**** Entries ****

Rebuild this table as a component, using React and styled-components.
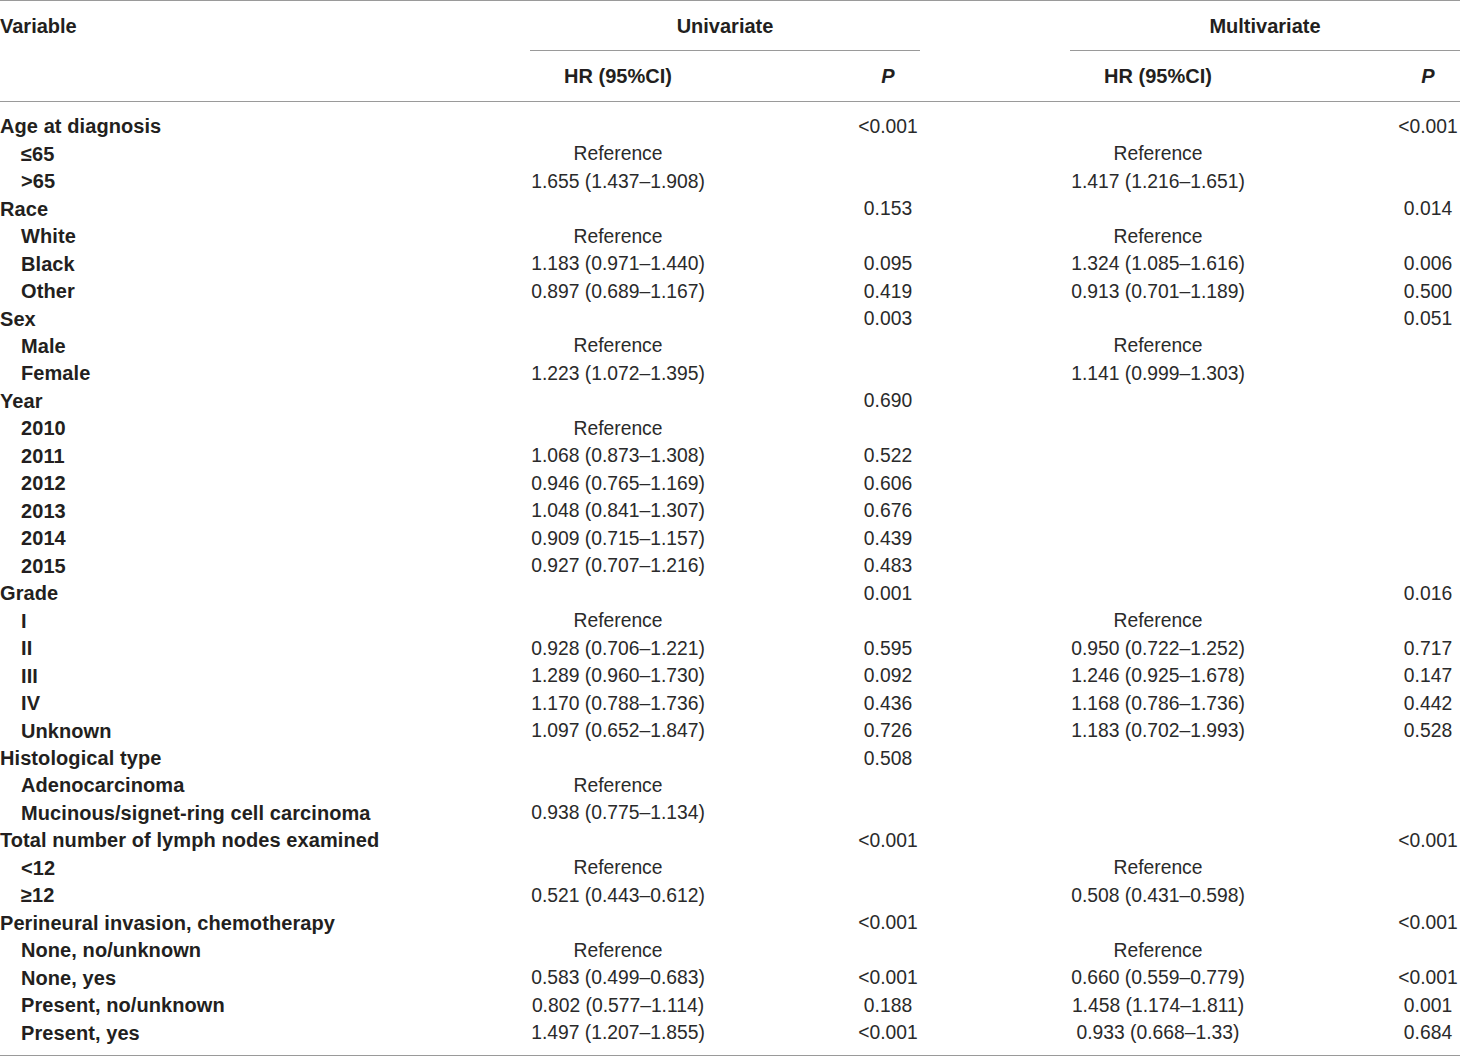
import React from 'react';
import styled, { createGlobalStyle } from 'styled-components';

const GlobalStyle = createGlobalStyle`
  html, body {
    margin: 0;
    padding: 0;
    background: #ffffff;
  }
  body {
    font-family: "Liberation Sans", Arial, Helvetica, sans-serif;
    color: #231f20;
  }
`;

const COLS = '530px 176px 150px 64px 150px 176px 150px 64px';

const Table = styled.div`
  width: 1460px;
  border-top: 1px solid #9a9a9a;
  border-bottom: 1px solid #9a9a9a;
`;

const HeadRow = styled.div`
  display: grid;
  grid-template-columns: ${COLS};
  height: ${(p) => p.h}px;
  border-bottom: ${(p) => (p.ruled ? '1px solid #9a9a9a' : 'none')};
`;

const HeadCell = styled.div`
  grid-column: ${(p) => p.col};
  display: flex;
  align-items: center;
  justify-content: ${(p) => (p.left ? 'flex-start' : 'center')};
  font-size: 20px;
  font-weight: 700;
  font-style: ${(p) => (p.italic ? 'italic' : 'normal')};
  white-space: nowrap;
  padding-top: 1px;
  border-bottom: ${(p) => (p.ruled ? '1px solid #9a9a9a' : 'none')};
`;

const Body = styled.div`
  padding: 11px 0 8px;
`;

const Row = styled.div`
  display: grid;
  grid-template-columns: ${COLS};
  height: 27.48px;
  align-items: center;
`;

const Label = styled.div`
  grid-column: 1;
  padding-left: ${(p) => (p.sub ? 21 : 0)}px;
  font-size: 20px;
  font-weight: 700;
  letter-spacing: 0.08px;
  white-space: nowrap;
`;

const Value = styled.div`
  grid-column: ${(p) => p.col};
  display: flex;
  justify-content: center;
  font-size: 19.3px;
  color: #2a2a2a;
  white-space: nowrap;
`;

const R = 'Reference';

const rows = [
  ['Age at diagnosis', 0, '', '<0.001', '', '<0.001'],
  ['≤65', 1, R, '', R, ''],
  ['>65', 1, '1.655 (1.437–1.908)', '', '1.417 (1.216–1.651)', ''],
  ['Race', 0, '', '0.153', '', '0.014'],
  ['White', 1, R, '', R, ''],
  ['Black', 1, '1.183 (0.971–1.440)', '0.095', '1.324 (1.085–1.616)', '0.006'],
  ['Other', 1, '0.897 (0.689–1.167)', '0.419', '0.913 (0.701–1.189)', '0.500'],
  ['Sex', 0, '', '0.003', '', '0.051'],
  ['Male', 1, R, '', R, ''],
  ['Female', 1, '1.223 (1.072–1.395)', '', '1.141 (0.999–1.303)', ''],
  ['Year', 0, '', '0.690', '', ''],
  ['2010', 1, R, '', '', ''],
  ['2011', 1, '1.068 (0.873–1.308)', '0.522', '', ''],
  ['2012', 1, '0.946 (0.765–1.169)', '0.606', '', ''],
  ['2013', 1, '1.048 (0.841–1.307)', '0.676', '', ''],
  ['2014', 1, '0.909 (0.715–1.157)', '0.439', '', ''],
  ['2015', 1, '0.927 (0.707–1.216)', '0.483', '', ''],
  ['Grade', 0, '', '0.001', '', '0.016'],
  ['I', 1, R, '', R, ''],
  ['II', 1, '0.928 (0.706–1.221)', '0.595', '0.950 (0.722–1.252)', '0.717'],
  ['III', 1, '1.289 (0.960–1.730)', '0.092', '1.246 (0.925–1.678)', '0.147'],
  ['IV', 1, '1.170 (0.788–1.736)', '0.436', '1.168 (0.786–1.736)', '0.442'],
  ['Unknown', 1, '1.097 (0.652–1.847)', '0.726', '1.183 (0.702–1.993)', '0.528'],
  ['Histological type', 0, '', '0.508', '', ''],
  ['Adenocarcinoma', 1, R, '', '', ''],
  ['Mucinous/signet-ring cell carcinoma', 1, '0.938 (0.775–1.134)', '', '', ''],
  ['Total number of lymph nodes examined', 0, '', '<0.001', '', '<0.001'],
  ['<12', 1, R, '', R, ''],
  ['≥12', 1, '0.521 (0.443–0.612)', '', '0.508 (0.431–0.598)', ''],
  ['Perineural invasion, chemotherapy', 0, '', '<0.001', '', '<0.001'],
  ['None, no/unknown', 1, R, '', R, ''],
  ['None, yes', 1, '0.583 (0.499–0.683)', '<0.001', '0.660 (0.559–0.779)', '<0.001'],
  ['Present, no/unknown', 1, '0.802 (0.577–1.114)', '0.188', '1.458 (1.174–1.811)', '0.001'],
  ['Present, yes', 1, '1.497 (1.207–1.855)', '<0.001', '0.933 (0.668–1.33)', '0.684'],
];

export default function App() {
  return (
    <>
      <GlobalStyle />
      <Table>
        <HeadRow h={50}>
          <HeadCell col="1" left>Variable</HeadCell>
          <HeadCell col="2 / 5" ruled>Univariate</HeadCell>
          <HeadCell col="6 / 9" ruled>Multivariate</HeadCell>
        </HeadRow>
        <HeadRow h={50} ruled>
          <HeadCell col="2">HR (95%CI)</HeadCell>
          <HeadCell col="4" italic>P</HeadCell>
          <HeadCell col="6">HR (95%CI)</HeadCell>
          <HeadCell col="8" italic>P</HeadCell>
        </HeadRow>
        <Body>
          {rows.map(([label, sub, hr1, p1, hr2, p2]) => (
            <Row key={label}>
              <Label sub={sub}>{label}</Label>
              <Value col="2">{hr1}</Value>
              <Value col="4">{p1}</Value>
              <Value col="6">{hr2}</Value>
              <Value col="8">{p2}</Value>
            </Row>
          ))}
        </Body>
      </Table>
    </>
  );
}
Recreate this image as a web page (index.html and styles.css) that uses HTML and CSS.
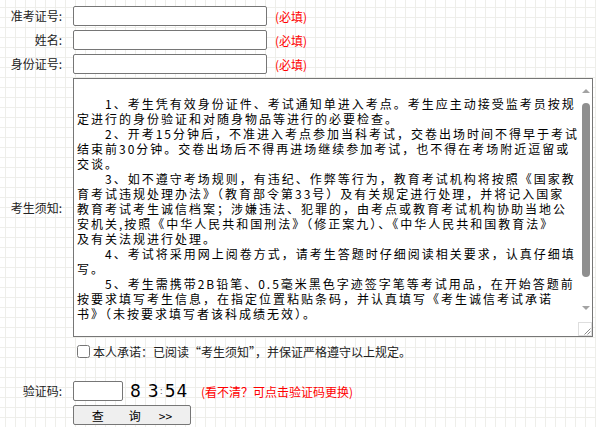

****

## Task brief
Reproduce every line of the material precisely, omitting its pictures.

## Exercise result
Rebuild this table as a component, using React and styled-components.
import React from 'react';
import styled, { createGlobalStyle } from 'styled-components';

const GlobalStyle = createGlobalStyle`
  html, body {
    margin: 0;
    padding: 0;
    background: #ffffff;
  }
  body {
    font-family: "Liberation Sans", Arial, Helvetica, sans-serif;
    color: #231f20;
  }
`;

const COLS = '530px 176px 150px 64px 150px 176px 150px 64px';

const Table = styled.div`
  width: 1460px;
  border-top: 1px solid #9a9a9a;
  border-bottom: 1px solid #9a9a9a;
`;

const HeadRow = styled.div`
  display: grid;
  grid-template-columns: ${COLS};
  height: ${(p) => p.h}px;
  border-bottom: ${(p) => (p.ruled ? '1px solid #9a9a9a' : 'none')};
`;

const HeadCell = styled.div`
  grid-column: ${(p) => p.col};
  display: flex;
  align-items: center;
  justify-content: ${(p) => (p.left ? 'flex-start' : 'center')};
  font-size: 20px;
  font-weight: 700;
  font-style: ${(p) => (p.italic ? 'italic' : 'normal')};
  white-space: nowrap;
  padding-top: 1px;
  border-bottom: ${(p) => (p.ruled ? '1px solid #9a9a9a' : 'none')};
`;

const Body = styled.div`
  padding: 11px 0 8px;
`;

const Row = styled.div`
  display: grid;
  grid-template-columns: ${COLS};
  height: 27.48px;
  align-items: center;
`;

const Label = styled.div`
  grid-column: 1;
  padding-left: ${(p) => (p.sub ? 21 : 0)}px;
  font-size: 20px;
  font-weight: 700;
  letter-spacing: 0.08px;
  white-space: nowrap;
`;

const Value = styled.div`
  grid-column: ${(p) => p.col};
  display: flex;
  justify-content: center;
  font-size: 19.3px;
  color: #2a2a2a;
  white-space: nowrap;
`;

const R = 'Reference';

const rows = [
  ['Age at diagnosis', 0, '', '<0.001', '', '<0.001'],
  ['≤65', 1, R, '', R, ''],
  ['>65', 1, '1.655 (1.437–1.908)', '', '1.417 (1.216–1.651)', ''],
  ['Race', 0, '', '0.153', '', '0.014'],
  ['White', 1, R, '', R, ''],
  ['Black', 1, '1.183 (0.971–1.440)', '0.095', '1.324 (1.085–1.616)', '0.006'],
  ['Other', 1, '0.897 (0.689–1.167)', '0.419', '0.913 (0.701–1.189)', '0.500'],
  ['Sex', 0, '', '0.003', '', '0.051'],
  ['Male', 1, R, '', R, ''],
  ['Female', 1, '1.223 (1.072–1.395)', '', '1.141 (0.999–1.303)', ''],
  ['Year', 0, '', '0.690', '', ''],
  ['2010', 1, R, '', '', ''],
  ['2011', 1, '1.068 (0.873–1.308)', '0.522', '', ''],
  ['2012', 1, '0.946 (0.765–1.169)', '0.606', '', ''],
  ['2013', 1, '1.048 (0.841–1.307)', '0.676', '', ''],
  ['2014', 1, '0.909 (0.715–1.157)', '0.439', '', ''],
  ['2015', 1, '0.927 (0.707–1.216)', '0.483', '', ''],
  ['Grade', 0, '', '0.001', '', '0.016'],
  ['I', 1, R, '', R, ''],
  ['II', 1, '0.928 (0.706–1.221)', '0.595', '0.950 (0.722–1.252)', '0.717'],
  ['III', 1, '1.289 (0.960–1.730)', '0.092', '1.246 (0.925–1.678)', '0.147'],
  ['IV', 1, '1.170 (0.788–1.736)', '0.436', '1.168 (0.786–1.736)', '0.442'],
  ['Unknown', 1, '1.097 (0.652–1.847)', '0.726', '1.183 (0.702–1.993)', '0.528'],
  ['Histological type', 0, '', '0.508', '', ''],
  ['Adenocarcinoma', 1, R, '', '', ''],
  ['Mucinous/signet-ring cell carcinoma', 1, '0.938 (0.775–1.134)', '', '', ''],
  ['Total number of lymph nodes examined', 0, '', '<0.001', '', '<0.001'],
  ['<12', 1, R, '', R, ''],
  ['≥12', 1, '0.521 (0.443–0.612)', '', '0.508 (0.431–0.598)', ''],
  ['Perineural invasion, chemotherapy', 0, '', '<0.001', '', '<0.001'],
  ['None, no/unknown', 1, R, '', R, ''],
  ['None, yes', 1, '0.583 (0.499–0.683)', '<0.001', '0.660 (0.559–0.779)', '<0.001'],
  ['Present, no/unknown', 1, '0.802 (0.577–1.114)', '0.188', '1.458 (1.174–1.811)', '0.001'],
  ['Present, yes', 1, '1.497 (1.207–1.855)', '<0.001', '0.933 (0.668–1.33)', '0.684'],
];

export default function App() {
  return (
    <>
      <GlobalStyle />
      <Table>
        <HeadRow h={50}>
          <HeadCell col="1" left>Variable</HeadCell>
          <HeadCell col="2 / 5" ruled>Univariate</HeadCell>
          <HeadCell col="6 / 9" ruled>Multivariate</HeadCell>
        </HeadRow>
        <HeadRow h={50} ruled>
          <HeadCell col="2">HR (95%CI)</HeadCell>
          <HeadCell col="4" italic>P</HeadCell>
          <HeadCell col="6">HR (95%CI)</HeadCell>
          <HeadCell col="8" italic>P</HeadCell>
        </HeadRow>
        <Body>
          {rows.map(([label, sub, hr1, p1, hr2, p2]) => (
            <Row key={label}>
              <Label sub={sub}>{label}</Label>
              <Value col="2">{hr1}</Value>
              <Value col="4">{p1}</Value>
              <Value col="6">{hr2}</Value>
              <Value col="8">{p2}</Value>
            </Row>
          ))}
        </Body>
      </Table>
    </>
  );
}
Recreate this image as a web page (index.html and styles.css) that uses HTML and CSS.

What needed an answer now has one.